#### [MATERIALS PROVIDED]
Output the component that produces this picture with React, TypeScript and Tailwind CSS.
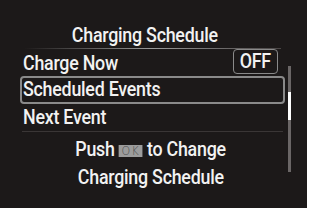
import React from "react";

const font = { fontFamily: '"Roboto", "Liberation Sans", sans-serif' };

function L({ children }: { children: React.ReactNode }) {
  return <span className="inline-block whitespace-nowrap origin-left scale-x-[0.85]">{children}</span>;
}
function C({ children }: { children: React.ReactNode }) {
  return <span className="inline-block whitespace-nowrap origin-center scale-x-[0.85]">{children}</span>;
}

export default function App() {
  return (
    <div className="w-[312px] h-[208px] bg-white flex font-medium" style={font}>
      <div className="w-[307px] h-[208px] bg-[#1c1919] flex text-[#f2f2f2] text-[21px] tracking-[-0.3px]">
        <div className="w-[288px] flex flex-col pl-[20px] pr-[3px] pt-[23px]">
          <div className="h-[25px] leading-[25px] text-center pr-[16px]"><C>Charging Schedule</C></div>
          <div className="h-px bg-gradient-to-r from-transparent via-[#9a9a9a] to-[#4a4646] mx-[4px]" />
          <div className="h-[27px] flex items-center justify-between pl-[3px] pr-[7px]">
            <span className="leading-[26px]"><L>Charge Now</L></span>
            <span className="h-[25px] w-[45px] border border-[#8a8a8a] rounded-[4px] flex items-center justify-center leading-none self-start"><C>OFF</C></span>
          </div>
          <div className="h-[28px] border-2 border-[#8a8a8a] rounded-[4px] flex items-center pl-[1px]"><L>Scheduled Events</L></div>
          <div className="h-[27px] flex items-center pl-[3px]"><L>Next Event</L></div>
          <div className="h-px bg-[#3a3636] mx-[2px]" />
          <div className="flex flex-col items-center pt-[3px] pr-[4px] leading-[28px]">
            <C>
              Push
              <span className="inline-flex align-[1px] mx-[5px] w-[28px] h-[12px] bg-[#9c9c9c] text-[#4c4c4c] text-[13px] leading-none items-center justify-center tracking-[1.5px] font-light" style={{ fontFamily: '"DejaVu Sans", sans-serif' }}>OK</span>
              to Change
            </C>
            <div><C>Charging Schedule</C></div>
          </div>
        </div>
        <div className="relative w-[3px] h-[106px] mt-[66px] bg-[#6a6666]">
          <div className="absolute left-0 top-[26px] w-[3px] h-[28px] bg-white" />
        </div>
      </div>
    </div>
  );
}
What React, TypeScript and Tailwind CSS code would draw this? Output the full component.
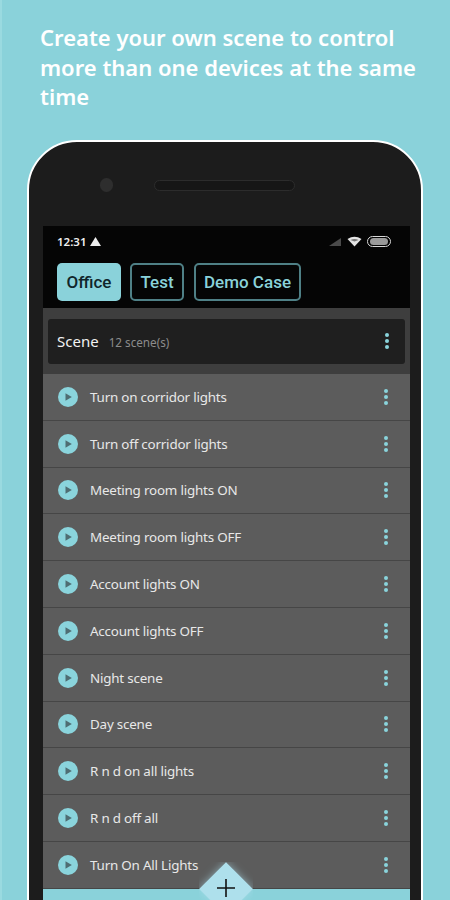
const scenes = [
  'Turn on corridor lights',
  'Turn off corridor lights',
  'Meeting room lights ON',
  'Meeting room lights OFF',
  'Account lights ON',
  'Account lights OFF',
  'Night scene',
  'Day scene',
  'R n d on all lights',
  'R n d off all',
  'Turn On All Lights',
]

function Dots() {
  return (
    <div className="flex flex-col gap-[2px]">
      <span className="h-1 w-1 rounded-full bg-[#8ad4dc]" />
      <span className="h-1 w-1 rounded-full bg-[#8ad4dc]" />
      <span className="h-1 w-1 rounded-full bg-[#8ad4dc]" />
    </div>
  )
}

function PlayIcon() {
  return (
    <svg width="20" height="20" viewBox="0 0 20 20" className="shrink-0">
      <circle cx="10" cy="10" r="10" fill="#8ad4dc" />
      <path d="M7.5 6.2 L13.8 10 L7.5 13.8 Z" fill="#4f6d72" />
    </svg>
  )
}

function StatusIcons() {
  return (
    <div className="flex items-center gap-[5px]">
      <svg width="14" height="10" viewBox="0 0 14 10">
        <path d="M1 9 L13 9 L13 1 Z" fill="#4a4a4a" />
      </svg>
      <svg width="15" height="11" viewBox="0 0 15 11">
        <path d="M0.5 3 Q7.5 -1.5 14.5 3 L7.5 10.5 Z" fill="#e4e4e4" />
        <path d="M3.4 4 Q7.5 1.8 11.6 4 L7.5 5.6 Z" fill="#777" />
      </svg>
      <div className="flex h-[11px] w-6 items-center justify-center rounded-full border border-[#d8d8d8] px-[2px]">
        <div className="h-[7px] w-full rounded-full bg-[#9a9a9a]" />
      </div>
    </div>
  )
}

export default function App() {
  return (
    <div className="h-[900px] w-[450px] overflow-hidden bg-[#8ad2da] font-['Noto_Sans',sans-serif] shadow-[inset_2px_0_0_#9adae0]">
      <h1 className="pt-[23px] pr-[30px] pl-10 text-[22px] leading-[29.5px] font-semibold text-white">
        Create your own scene to control more than one devices at the same time
      </h1>

      <div className="mx-auto mt-[28px] h-[900px] w-[396px] rounded-t-[50px] border-2 border-white bg-[#1c1c1c] px-[14px] pt-[84px]">
        <div className="relative">
          {/* camera and speaker */}
          <div className="absolute top-[-48px] left-[57px] h-[14px] w-[13px] rounded-full bg-[#2e2e2e]" />
          <div className="absolute top-[-46px] left-[111px] h-[11px] w-[141px] rounded-full border border-[#2c2c2c] bg-[#161616]" />

          <div className="w-[367px]">
            <div className="h-[82px] bg-[#050505] px-[14px] pt-[8px]">
              <div className="flex h-[16px] items-center justify-between pr-[5px]">
                <div className="flex items-center gap-[3px]">
                  <span className="text-[11.5px] font-semibold text-[#eeeeee]">12:31</span>
                  <svg width="11" height="9" viewBox="0 0 11 9">
                    <path d="M5.5 0 L11 9 L0 9 Z" fill="#eeeeee" />
                  </svg>
                </div>
                <StatusIcons />
              </div>
              <div className="mt-[13px] flex gap-[9px]">
                <div className="flex h-[38px] w-[64px] items-center justify-center rounded-[5px] bg-[#8ad2da] pt-[2px] font-['Roboto',sans-serif] text-[17px] font-medium text-[#10262b]">
                  Office
                </div>
                <div className="flex h-[38px] w-[54px] items-center justify-center rounded-[5px] border-2 border-[#4f8086] pt-[2px] font-['Roboto',sans-serif] text-[17px] font-medium text-[#8ad2da]">
                  Test
                </div>
                <div className="ml-px flex h-[38px] w-[107px] items-center justify-center rounded-[5px] border-2 border-[#4f8086] pt-[2px] font-['Roboto',sans-serif] text-[17px] font-medium text-[#8ad2da]">
                  Demo Case
                </div>
              </div>
            </div>

            <div className="h-[66.5px] bg-[#3e3e3e] px-[5px] pt-[11px]">
              <div className="flex h-[45px] items-center justify-between rounded-[3px] bg-[#1f1f1f] pr-[16px] pl-[9px]">
                <div className="flex items-baseline gap-[10px]">
                  <span className="text-[15px] text-[#f2f2f2]">Scene</span>
                  <span className="text-[11.7px] text-[#8c8c8c]">12 scene(s)</span>
                </div>
                <Dots />
              </div>
            </div>

            <div className="bg-[#5c5c5c]">
              {scenes.map((name) => (
                <div
                  key={name}
                  className="flex h-[46.8px] items-center justify-between border-b border-[#464646] pr-[22px] pl-[15px]"
                >
                  <div className="flex items-center gap-[12px]">
                    <PlayIcon />
                    <span className="text-[13.4px] tracking-[-0.2px] text-[#e8e8e8]">{name}</span>
                  </div>
                  <Dots />
                </div>
              ))}
            </div>

            <div className="relative h-[40px] bg-[#8ad2da]">
              <div className="absolute top-[-27px] left-[156px] h-[54px] w-[54px] overflow-hidden">
                <div className="absolute top-[8px] left-[8px] h-[38px] w-[38px] rotate-45 bg-[#aee0ec] shadow-[0_0_8px_rgba(174,224,236,0.6)]" />
                <svg width="20" height="20" viewBox="0 0 20 20" className="absolute top-[16px] left-[17px]">
                  <path d="M10 1 V19 M1 10 H19" stroke="#111" strokeWidth="1.6" />
                </svg>
              </div>
            </div>
          </div>
        </div>
      </div>
    </div>
  )
}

#### [WHAT YOU SHOULD DO]
Search the data for "Tailwind" and list every line in which it occurs.

#### [FULL OUTPUT]
Output the component that produces this picture with React, TypeScript and Tailwind CSS.
What React, TypeScript and Tailwind CSS code would draw this? Output the full component.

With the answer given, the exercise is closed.